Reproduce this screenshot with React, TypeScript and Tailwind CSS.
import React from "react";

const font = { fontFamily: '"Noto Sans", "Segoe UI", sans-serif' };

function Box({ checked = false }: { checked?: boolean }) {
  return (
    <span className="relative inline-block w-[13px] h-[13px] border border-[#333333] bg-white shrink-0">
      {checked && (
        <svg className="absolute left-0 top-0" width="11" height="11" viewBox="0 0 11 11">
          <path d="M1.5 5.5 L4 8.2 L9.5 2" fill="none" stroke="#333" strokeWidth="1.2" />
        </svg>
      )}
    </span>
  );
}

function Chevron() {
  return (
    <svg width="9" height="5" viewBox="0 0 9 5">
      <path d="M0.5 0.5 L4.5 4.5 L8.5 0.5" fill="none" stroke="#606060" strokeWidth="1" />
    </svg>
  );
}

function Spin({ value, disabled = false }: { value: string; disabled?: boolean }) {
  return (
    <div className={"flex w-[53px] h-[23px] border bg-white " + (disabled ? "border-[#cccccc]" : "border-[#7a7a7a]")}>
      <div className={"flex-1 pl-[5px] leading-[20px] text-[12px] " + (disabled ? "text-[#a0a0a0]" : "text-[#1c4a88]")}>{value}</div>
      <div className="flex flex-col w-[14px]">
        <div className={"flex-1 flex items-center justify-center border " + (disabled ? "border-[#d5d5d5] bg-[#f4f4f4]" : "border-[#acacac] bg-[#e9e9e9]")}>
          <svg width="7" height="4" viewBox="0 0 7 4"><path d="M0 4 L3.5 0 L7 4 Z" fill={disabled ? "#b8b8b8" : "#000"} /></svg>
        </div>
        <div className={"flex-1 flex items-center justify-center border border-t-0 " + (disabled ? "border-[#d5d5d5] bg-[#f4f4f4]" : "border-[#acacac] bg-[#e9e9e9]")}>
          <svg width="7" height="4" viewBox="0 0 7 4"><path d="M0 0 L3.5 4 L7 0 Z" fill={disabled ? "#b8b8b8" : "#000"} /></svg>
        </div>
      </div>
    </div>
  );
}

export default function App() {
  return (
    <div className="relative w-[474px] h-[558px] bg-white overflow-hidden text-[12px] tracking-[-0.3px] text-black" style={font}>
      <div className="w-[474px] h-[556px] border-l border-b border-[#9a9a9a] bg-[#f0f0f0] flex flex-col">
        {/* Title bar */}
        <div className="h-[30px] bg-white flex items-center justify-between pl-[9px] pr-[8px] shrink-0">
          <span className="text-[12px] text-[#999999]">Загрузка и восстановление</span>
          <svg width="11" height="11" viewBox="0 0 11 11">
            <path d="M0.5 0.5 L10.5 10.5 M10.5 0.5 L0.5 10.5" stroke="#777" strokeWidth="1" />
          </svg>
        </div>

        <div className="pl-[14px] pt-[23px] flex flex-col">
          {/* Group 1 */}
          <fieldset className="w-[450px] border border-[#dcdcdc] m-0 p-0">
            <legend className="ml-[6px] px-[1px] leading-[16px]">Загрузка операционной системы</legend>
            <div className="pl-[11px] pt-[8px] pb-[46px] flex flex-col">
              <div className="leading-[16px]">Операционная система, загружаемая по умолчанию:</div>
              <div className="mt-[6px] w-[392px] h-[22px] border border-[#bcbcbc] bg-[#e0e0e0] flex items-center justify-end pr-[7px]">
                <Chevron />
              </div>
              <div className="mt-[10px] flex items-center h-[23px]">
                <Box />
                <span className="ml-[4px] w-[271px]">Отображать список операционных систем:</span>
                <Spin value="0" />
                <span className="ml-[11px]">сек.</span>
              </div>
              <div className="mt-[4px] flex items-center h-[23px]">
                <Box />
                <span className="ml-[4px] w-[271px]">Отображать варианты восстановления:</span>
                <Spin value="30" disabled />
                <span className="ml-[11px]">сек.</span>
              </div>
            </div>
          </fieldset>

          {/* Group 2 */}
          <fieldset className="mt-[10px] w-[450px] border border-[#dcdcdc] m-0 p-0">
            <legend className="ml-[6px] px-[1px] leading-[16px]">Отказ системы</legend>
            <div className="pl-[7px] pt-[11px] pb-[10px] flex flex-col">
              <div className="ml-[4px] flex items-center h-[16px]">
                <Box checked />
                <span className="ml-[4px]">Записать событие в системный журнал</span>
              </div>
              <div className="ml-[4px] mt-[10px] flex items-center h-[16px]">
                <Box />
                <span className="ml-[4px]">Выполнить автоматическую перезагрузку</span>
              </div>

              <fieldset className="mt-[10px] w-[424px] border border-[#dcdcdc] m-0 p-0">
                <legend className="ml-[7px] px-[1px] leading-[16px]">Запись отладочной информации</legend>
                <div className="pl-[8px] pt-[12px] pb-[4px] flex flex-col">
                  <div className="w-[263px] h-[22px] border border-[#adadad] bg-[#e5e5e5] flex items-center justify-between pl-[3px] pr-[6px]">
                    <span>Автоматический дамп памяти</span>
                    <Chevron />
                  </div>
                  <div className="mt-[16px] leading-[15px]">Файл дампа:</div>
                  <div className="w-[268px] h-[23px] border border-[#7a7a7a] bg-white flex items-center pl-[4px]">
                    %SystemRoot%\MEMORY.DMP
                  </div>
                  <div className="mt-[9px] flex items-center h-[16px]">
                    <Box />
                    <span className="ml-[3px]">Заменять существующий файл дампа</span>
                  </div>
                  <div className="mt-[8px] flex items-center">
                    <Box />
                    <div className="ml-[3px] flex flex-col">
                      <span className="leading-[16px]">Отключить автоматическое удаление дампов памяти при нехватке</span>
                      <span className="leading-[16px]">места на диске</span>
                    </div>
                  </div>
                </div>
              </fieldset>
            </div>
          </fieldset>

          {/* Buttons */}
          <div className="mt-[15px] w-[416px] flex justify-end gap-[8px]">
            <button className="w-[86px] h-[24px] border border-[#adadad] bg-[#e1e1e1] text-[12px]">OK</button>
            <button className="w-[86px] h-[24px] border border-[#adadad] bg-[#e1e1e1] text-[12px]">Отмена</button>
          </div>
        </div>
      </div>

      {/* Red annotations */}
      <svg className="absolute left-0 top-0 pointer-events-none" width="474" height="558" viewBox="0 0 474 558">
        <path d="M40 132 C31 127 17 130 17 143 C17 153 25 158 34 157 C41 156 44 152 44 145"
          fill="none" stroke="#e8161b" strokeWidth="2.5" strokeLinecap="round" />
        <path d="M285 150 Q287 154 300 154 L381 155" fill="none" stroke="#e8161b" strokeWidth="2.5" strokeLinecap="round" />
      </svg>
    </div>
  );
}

------------------------------------

• WHAT YOU NEED TO DO: Print the material verbatim, all of it.

• OUTPUT BELOW:
Reproduce this screenshot with React, TypeScript and Tailwind CSS.
import React from "react";

const font = { fontFamily: '"Noto Sans", "Segoe UI", sans-serif' };

function Box({ checked = false }: { checked?: boolean }) {
  return (
    <span className="relative inline-block w-[13px] h-[13px] border border-[#333333] bg-white shrink-0">
      {checked && (
        <svg className="absolute left-0 top-0" width="11" height="11" viewBox="0 0 11 11">
          <path d="M1.5 5.5 L4 8.2 L9.5 2" fill="none" stroke="#333" strokeWidth="1.2" />
        </svg>
      )}
    </span>
  );
}

function Chevron() {
  return (
    <svg width="9" height="5" viewBox="0 0 9 5">
      <path d="M0.5 0.5 L4.5 4.5 L8.5 0.5" fill="none" stroke="#606060" strokeWidth="1" />
    </svg>
  );
}

function Spin({ value, disabled = false }: { value: string; disabled?: boolean }) {
  return (
    <div className={"flex w-[53px] h-[23px] border bg-white " + (disabled ? "border-[#cccccc]" : "border-[#7a7a7a]")}>
      <div className={"flex-1 pl-[5px] leading-[20px] text-[12px] " + (disabled ? "text-[#a0a0a0]" : "text-[#1c4a88]")}>{value}</div>
      <div className="flex flex-col w-[14px]">
        <div className={"flex-1 flex items-center justify-center border " + (disabled ? "border-[#d5d5d5] bg-[#f4f4f4]" : "border-[#acacac] bg-[#e9e9e9]")}>
          <svg width="7" height="4" viewBox="0 0 7 4"><path d="M0 4 L3.5 0 L7 4 Z" fill={disabled ? "#b8b8b8" : "#000"} /></svg>
        </div>
        <div className={"flex-1 flex items-center justify-center border border-t-0 " + (disabled ? "border-[#d5d5d5] bg-[#f4f4f4]" : "border-[#acacac] bg-[#e9e9e9]")}>
          <svg width="7" height="4" viewBox="0 0 7 4"><path d="M0 0 L3.5 4 L7 0 Z" fill={disabled ? "#b8b8b8" : "#000"} /></svg>
        </div>
      </div>
    </div>
  );
}

export default function App() {
  return (
    <div className="relative w-[474px] h-[558px] bg-white overflow-hidden text-[12px] tracking-[-0.3px] text-black" style={font}>
      <div className="w-[474px] h-[556px] border-l border-b border-[#9a9a9a] bg-[#f0f0f0] flex flex-col">
        {/* Title bar */}
        <div className="h-[30px] bg-white flex items-center justify-between pl-[9px] pr-[8px] shrink-0">
          <span className="text-[12px] text-[#999999]">Загрузка и восстановление</span>
          <svg width="11" height="11" viewBox="0 0 11 11">
            <path d="M0.5 0.5 L10.5 10.5 M10.5 0.5 L0.5 10.5" stroke="#777" strokeWidth="1" />
          </svg>
        </div>

        <div className="pl-[14px] pt-[23px] flex flex-col">
          {/* Group 1 */}
          <fieldset className="w-[450px] border border-[#dcdcdc] m-0 p-0">
            <legend className="ml-[6px] px-[1px] leading-[16px]">Загрузка операционной системы</legend>
            <div className="pl-[11px] pt-[8px] pb-[46px] flex flex-col">
              <div className="leading-[16px]">Операционная система, загружаемая по умолчанию:</div>
              <div className="mt-[6px] w-[392px] h-[22px] border border-[#bcbcbc] bg-[#e0e0e0] flex items-center justify-end pr-[7px]">
                <Chevron />
              </div>
              <div className="mt-[10px] flex items-center h-[23px]">
                <Box />
                <span className="ml-[4px] w-[271px]">Отображать список операционных систем:</span>
                <Spin value="0" />
                <span className="ml-[11px]">сек.</span>
              </div>
              <div className="mt-[4px] flex items-center h-[23px]">
                <Box />
                <span className="ml-[4px] w-[271px]">Отображать варианты восстановления:</span>
                <Spin value="30" disabled />
                <span className="ml-[11px]">сек.</span>
              </div>
            </div>
          </fieldset>

          {/* Group 2 */}
          <fieldset className="mt-[10px] w-[450px] border border-[#dcdcdc] m-0 p-0">
            <legend className="ml-[6px] px-[1px] leading-[16px]">Отказ системы</legend>
            <div className="pl-[7px] pt-[11px] pb-[10px] flex flex-col">
              <div className="ml-[4px] flex items-center h-[16px]">
                <Box checked />
                <span className="ml-[4px]">Записать событие в системный журнал</span>
              </div>
              <div className="ml-[4px] mt-[10px] flex items-center h-[16px]">
                <Box />
                <span className="ml-[4px]">Выполнить автоматическую перезагрузку</span>
              </div>

              <fieldset className="mt-[10px] w-[424px] border border-[#dcdcdc] m-0 p-0">
                <legend className="ml-[7px] px-[1px] leading-[16px]">Запись отладочной информации</legend>
                <div className="pl-[8px] pt-[12px] pb-[4px] flex flex-col">
                  <div className="w-[263px] h-[22px] border border-[#adadad] bg-[#e5e5e5] flex items-center justify-between pl-[3px] pr-[6px]">
                    <span>Автоматический дамп памяти</span>
                    <Chevron />
                  </div>
                  <div className="mt-[16px] leading-[15px]">Файл дампа:</div>
                  <div className="w-[268px] h-[23px] border border-[#7a7a7a] bg-white flex items-center pl-[4px]">
                    %SystemRoot%\MEMORY.DMP
                  </div>
                  <div className="mt-[9px] flex items-center h-[16px]">
                    <Box />
                    <span className="ml-[3px]">Заменять существующий файл дампа</span>
                  </div>
                  <div className="mt-[8px] flex items-center">
                    <Box />
                    <div className="ml-[3px] flex flex-col">
                      <span className="leading-[16px]">Отключить автоматическое удаление дампов памяти при нехватке</span>
                      <span className="leading-[16px]">места на диске</span>
                    </div>
                  </div>
                </div>
              </fieldset>
            </div>
          </fieldset>

          {/* Buttons */}
          <div className="mt-[15px] w-[416px] flex justify-end gap-[8px]">
            <button className="w-[86px] h-[24px] border border-[#adadad] bg-[#e1e1e1] text-[12px]">OK</button>
            <button className="w-[86px] h-[24px] border border-[#adadad] bg-[#e1e1e1] text-[12px]">Отмена</button>
          </div>
        </div>
      </div>

      {/* Red annotations */}
      <svg className="absolute left-0 top-0 pointer-events-none" width="474" height="558" viewBox="0 0 474 558">
        <path d="M40 132 C31 127 17 130 17 143 C17 153 25 158 34 157 C41 156 44 152 44 145"
          fill="none" stroke="#e8161b" strokeWidth="2.5" strokeLinecap="round" />
        <path d="M285 150 Q287 154 300 154 L381 155" fill="none" stroke="#e8161b" strokeWidth="2.5" strokeLinecap="round" />
      </svg>
    </div>
  );
}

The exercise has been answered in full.